Problem to work on:
From the data that follows, copy every line holding the string "styles".

Recorded information:

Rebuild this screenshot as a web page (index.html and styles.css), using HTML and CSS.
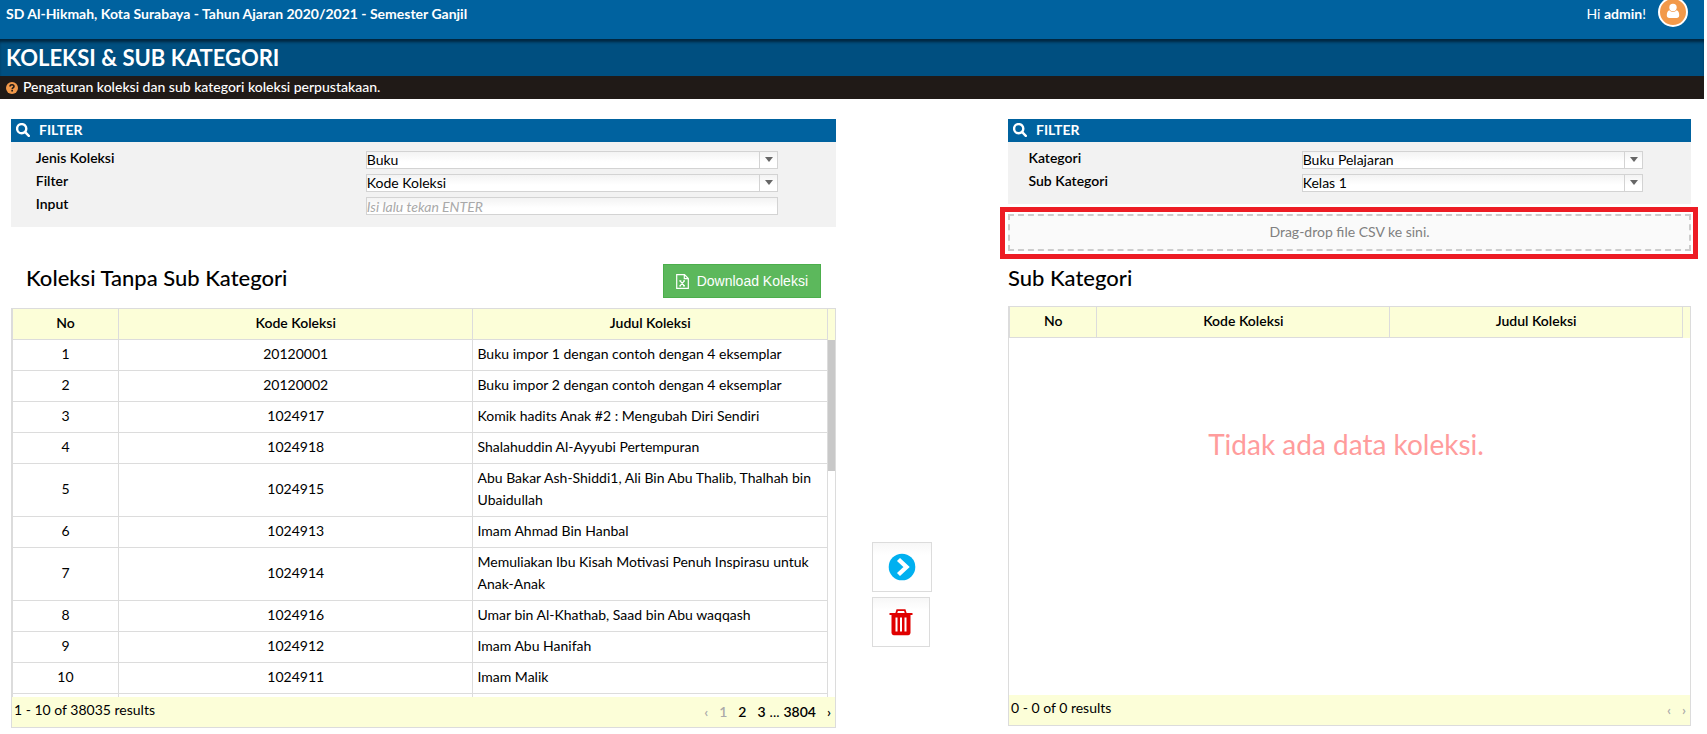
FILE: index.html
```html
<!DOCTYPE html>
<html lang="id">
<head>
<meta charset="utf-8">
<title>Koleksi &amp; Sub Kategori</title>
<link rel="stylesheet" href="styles.css">
</head>
<body>
<header class="topbar">
  <strong class="school">SD Al-Hikmah, Kota Surabaya - Tahun Ajaran 2020/2021 - Semester Ganjil</strong>
  <div class="user">
    <span>Hi <strong>admin</strong>!</span>
    <a class="avatar" href="#" aria-label="Profil">
      <svg viewBox="0 0 26 26" width="26" height="26"><circle cx="13" cy="8.500" r="3.700"/><path d="M9.300 11.300c-2 .6-2.500 2.800-2.500 5 0 1.700 1 2.700 2.500 2.700h7.400c1.500 0 2.500-1 2.500-2.700 0-2.200-.5-4.400-2.500-5a5 5 0 0 1-7.400 0z"/></svg>
    </a>
  </div>
</header>
<div class="titlebar"><h1>KOLEKSI &amp; SUB KATEGORI</h1></div>
<div class="notice">
  <svg viewBox="0 0 12 12" width="12" height="12"><circle cx="6" cy="6" r="6" fill="#f2994a"/><path d="M4 4.500C4.100 2.200 8 2.200 8 4.500 8 5.700 6.200 5.700 6.200 7.200" fill="none" stroke="#201a17" stroke-width="1.600"/><path d="M5.300 8h1.700v1.600H5.300z" fill="#201a17"/></svg>
  <span>Pengaturan koleksi dan sub kategori koleksi perpustakaan.</span>
</div>

<main class="workspace">
  <section class="panel">
    <div class="filter">
      <h2 class="filter-head"><svg viewBox="0 0 14 14" width="14" height="14"><circle cx="5.700" cy="5.700" r="4.600"/><path d="M9.200 9.200L12.800 12.800"/></svg>FILTER</h2>
      <div class="filter-body">
        <div class="field"><label for="jenis">Jenis Koleksi</label><span class="select"><select id="jenis"><option>Buku</option></select></span></div>
        <div class="field"><label for="filter">Filter</label><span class="select"><select id="filter"><option>Kode Koleksi</option></select></span></div>
        <div class="field"><label for="input">Input</label><input id="input" type="text" placeholder="Isi lalu tekan ENTER"></div>
      </div>
    </div>
    <div class="list-head list-head-source">
      <h2>Koleksi Tanpa Sub Kategori</h2>
      <button class="download" type="button"><svg viewBox="0 0 13 15" width="13" height="15"><path d="M.7.700h7.800l3.800 3.800v9.800H.7zM8.300.7v4h4M4 6.800l4.400 5M8.400 6.800L4 11.800M3.300 6.800h2M7.200 6.800h1.800M3.300 11.800h1.800M6.900 11.800H9"/></svg>Download Koleksi</button>
    </div>
    <div class="grid">
      <div class="grid-view">
        <table>
          <thead><tr><th class="col-no">No</th><th>Kode Koleksi</th><th>Judul Koleksi</th></tr></thead>
          <tbody>
            <tr><td>1</td><td>20120001</td><td>Buku impor 1 dengan contoh dengan 4 eksemplar</td></tr>
            <tr><td>2</td><td>20120002</td><td>Buku impor 2 dengan contoh dengan 4 eksemplar</td></tr>
            <tr><td>3</td><td>1024917</td><td>Komik hadits Anak #2 : Mengubah Diri Sendiri</td></tr>
            <tr><td>4</td><td>1024918</td><td>Shalahuddin Al-Ayyubi Pertempuran</td></tr>
            <tr><td>5</td><td>1024915</td><td>Abu Bakar Ash-Shiddi1, Ali Bin Abu Thalib, Thalhah bin Ubaidullah</td></tr>
            <tr><td>6</td><td>1024913</td><td>Imam Ahmad Bin Hanbal</td></tr>
            <tr><td>7</td><td>1024914</td><td>Memuliakan Ibu Kisah Motivasi Penuh Inspirasu untuk Anak-Anak</td></tr>
            <tr><td>8</td><td>1024916</td><td>Umar bin Al-Khathab, Saad bin Abu waqqash</td></tr>
            <tr><td>9</td><td>1024912</td><td>Imam Abu Hanifah</td></tr>
            <tr><td>10</td><td>1024911</td><td>Imam Malik</td></tr>
            <tr class="spacer"><td></td><td></td><td></td></tr>
          </tbody>
        </table>
        <div class="gutter"><div class="thumb"></div></div>
      </div>
      <div class="grid-foot">
        <span>1 - 10 of 38035 results</span>
        <nav class="pager" aria-label="Halaman"><a class="off" href="#">‹</a><a class="off" href="#">1</a><a href="#">2</a><a href="#">3</a><span class="dots">...</span><a href="#">3804</a><a href="#">›</a></nav>
      </div>
    </div>
  </section>

  <div class="actions">
    <button class="action" type="button" aria-label="Pindahkan"><svg viewBox="0 0 28 28" width="28" height="28"><circle cx="14" cy="14" r="13.300" fill="#00b0f0"/><path d="M10.500 6.500L18.500 14L10.500 21.500" fill="none" stroke="#fff" stroke-width="4.400"/></svg></button>
    <button class="action" type="button" aria-label="Hapus"><svg viewBox="0 0 26 28" width="26" height="28"><path d="M1.500 6h23" stroke="#e00000" stroke-width="2"/><path d="M8.200 5.500L9.200 2.200h7.600l1 3.300" fill="none" stroke="#e00000" stroke-width="1.800"/><path d="M3.500 6.500h19v18c0 1.600-1 2.700-2.400 2.700H5.900c-1.400 0-2.400-1.100-2.400-2.700z" fill="#e00000"/><path d="M8.500 9.500v14M13 9.500v14M17.500 9.500v14" stroke="#fff" stroke-width="2"/></svg></button>
  </div>

  <section class="panel">
    <div class="filter">
      <h2 class="filter-head"><svg viewBox="0 0 14 14" width="14" height="14"><circle cx="5.700" cy="5.700" r="4.600"/><path d="M9.200 9.200L12.800 12.800"/></svg>FILTER</h2>
      <div class="filter-body">
        <div class="field"><label for="kategori">Kategori</label><span class="select"><select id="kategori"><option>Buku Pelajaran</option></select></span></div>
        <div class="field"><label for="sub">Sub Kategori</label><span class="select"><select id="sub"><option>Kelas 1</option></select></span></div>
      </div>
    </div>
    <div class="highlight"><div class="dropzone">Drag-drop file CSV ke sini.</div></div>
    <div class="list-head list-head-target"><h2>Sub Kategori</h2></div>
    <div class="grid">
      <div class="grid-view">
        <div class="grid-main">
          <table>
            <thead><tr><th class="col-no">No</th><th>Kode Koleksi</th><th>Judul Koleksi</th></tr></thead>
          </table>
          <p class="empty">Tidak ada data koleksi.</p>
        </div>
        <div class="gutter"></div>
      </div>
      <div class="grid-foot">
        <span>0 - 0 of 0 results</span>
        <nav class="pager" aria-label="Halaman"><a class="off" href="#">‹</a><a class="off" href="#">›</a></nav>
      </div>
    </div>
  </section>
</main>
</body>
</html>
```
FILE: styles.css
```css
* { box-sizing: border-box; }
body {
  margin: 0;
  background: #fff;
  color: #000;
  font: 14px/22px Lato, "Liberation Sans", sans-serif;
}
h1, h2, p { margin: 0; }
button, input, select { font: inherit; }
a { color: inherit; text-decoration: none; }

.topbar, .titlebar, .notice { margin-right: 3px; color: #fff; }
.topbar {
  display: flex;
  justify-content: space-between;
  align-items: flex-start;
  height: 39px;
  padding: 3px 16px 0 6px;
  background: #00629f;
}
.user { display: flex; gap: 12px; }
.avatar {
  width: 30px;
  height: 30px;
  margin-top: -6px;
  border: 2px solid #fff;
  border-radius: 50%;
  background: #f2994a;
  fill: #fff;
}
.avatar svg { display: block; }
.titlebar {
  height: 37px;
  padding: 3px 6px 0;
  background: #004f80;
  box-shadow: inset 0 4px 3px -1px #00263f;
}
h1 { font-size: 22px; line-height: 32px; font-weight: 700; }
.notice {
  display: flex;
  align-items: center;
  gap: 5px;
  height: 23px;
  padding: 0 6px;
  background: #201a17;
  font-weight: 500;
  line-height: 20px;
}
.notice span { padding-bottom: 2px; }

.workspace {
  display: grid;
  grid-template-columns: 825fr 172px 683fr;
  align-items: start;
  padding: 20px 16px 0 11px;
}
.panel { min-width: 0; }
.filter { background: #f2f2f2; }
.filter-head {
  display: flex;
  align-items: center;
  gap: 9px;
  height: 23px;
  padding: 0 5px 2px;
  background: #00629f;
  color: #fff;
  font-size: 14px;
  line-height: 20px;
}
.filter-head svg { fill: none; stroke: #fff; stroke-width: 2.4; stroke-linecap: round; }
.filter-body {
  display: flex;
  flex-direction: column;
  gap: 5px;
  padding: 9px 7% 12px 3%;
}
.field { display: grid; grid-template-columns: 4fr 5fr; height: 18px; }
.field label { line-height: 14px; font-weight: 600; }
.select { position: relative; display: block; }
.field input, .field select {
  display: block;
  width: 100%;
  height: 18px;
  margin: 0;
  padding: 0;
  border: 1px solid #d3d3d3;
  border-radius: 0;
  background: linear-gradient(#f3f3f3, #fff 10px);
  color: #000;
  line-height: 16px;
  appearance: none;
}
.field input::placeholder { color: #a9a9a9; font-style: italic; }
.select::before {
  content: "";
  position: absolute;
  top: 0;
  right: 18px;
  height: 18px;
  border-left: 1px solid #d3d3d3;
}
.select::after {
  content: "";
  position: absolute;
  top: 6px;
  right: 5px;
  border: 4px solid transparent;
  border-top: 5px solid #666;
  border-bottom: 0;
}

.list-head {
  display: flex;
  justify-content: space-between;
  align-items: flex-start;
}
.list-head h2 { font-size: 22px; line-height: 28px; font-weight: 500; }
.list-head-source { padding: 37px 15px 10px; }
.list-head-target { padding: 5px 0 14px; }
.download {
  display: flex;
  align-items: center;
  gap: 8px;
  height: 34px;
  padding: 0 12px;
  border: 1px solid #4cae4c;
  background: #5cb85c;
  color: #fff;
  font: 14px/20px "Liberation Sans", Arial, sans-serif;
}
.download svg { fill: none; stroke: #fff; stroke-width: 1.2; }

.actions {
  display: flex;
  flex-direction: column;
  align-items: flex-start;
  gap: 5px;
  padding: 423px 0 0 36px;
}
.action {
  padding: 10px 15px;
  border: 1px solid #dcdcdc;
  background: linear-gradient(#f7f7f7, #fff 12px);
}
.action svg { display: block; }

.highlight {
  margin: 3px -7px 0 -8px;
  padding: 2px 2px 3px 3px;
  border: 5px solid #ed1c24;
}
.dropzone {
  height: 37px;
  border: 2px dashed #ccc;
  background: #fafafa;
  color: #808080;
  line-height: 32px;
  text-align: center;
}

.grid { border: 1px solid #dcdcdc; }
.grid-view { display: flex; height: 388px; overflow: hidden; }
.grid-main { flex: 1; }
table {
  flex: 1;
  width: 100%;
  table-layout: fixed;
  border-spacing: 0;
  border-left: 1px solid #dcdcdc;
}
th, td {
  height: 31px;
  padding: 3px 4px 5px;
  border: solid #dcdcdc;
  border-width: 0 1px 1px 0;
  text-align: center;
}
th { background: #fcfed8; font-weight: 600; }
td:last-child { text-align: left; }
.col-no { width: 13%; }
.gutter {
  width: 7px;
  padding-top: 31px;
  background: linear-gradient(#fcfed8 31px, #fff 31px);
}
.thumb { height: 131px; background: #c8c8c8; }
.empty {
  padding-top: 86px;
  color: #ff9c9c;
  font-size: 28px;
  line-height: 40px;
  text-align: center;
}
.grid-foot {
  display: flex;
  justify-content: space-between;
  height: 30px;
  padding: 2px 4px 0 2px;
  background: #fcfed8;
}
.pager { display: flex; gap: 11px; padding-top: 2px; font-weight: 600; }
.pager .off { color: #aaa; }
.dots { margin: 0 -7px; font-weight: 400; }
```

Full response:
Rebuild this screenshot as a web page (index.html and styles.css), using HTML and CSS.
<link rel="stylesheet" href="styles.css">
FILE: styles.css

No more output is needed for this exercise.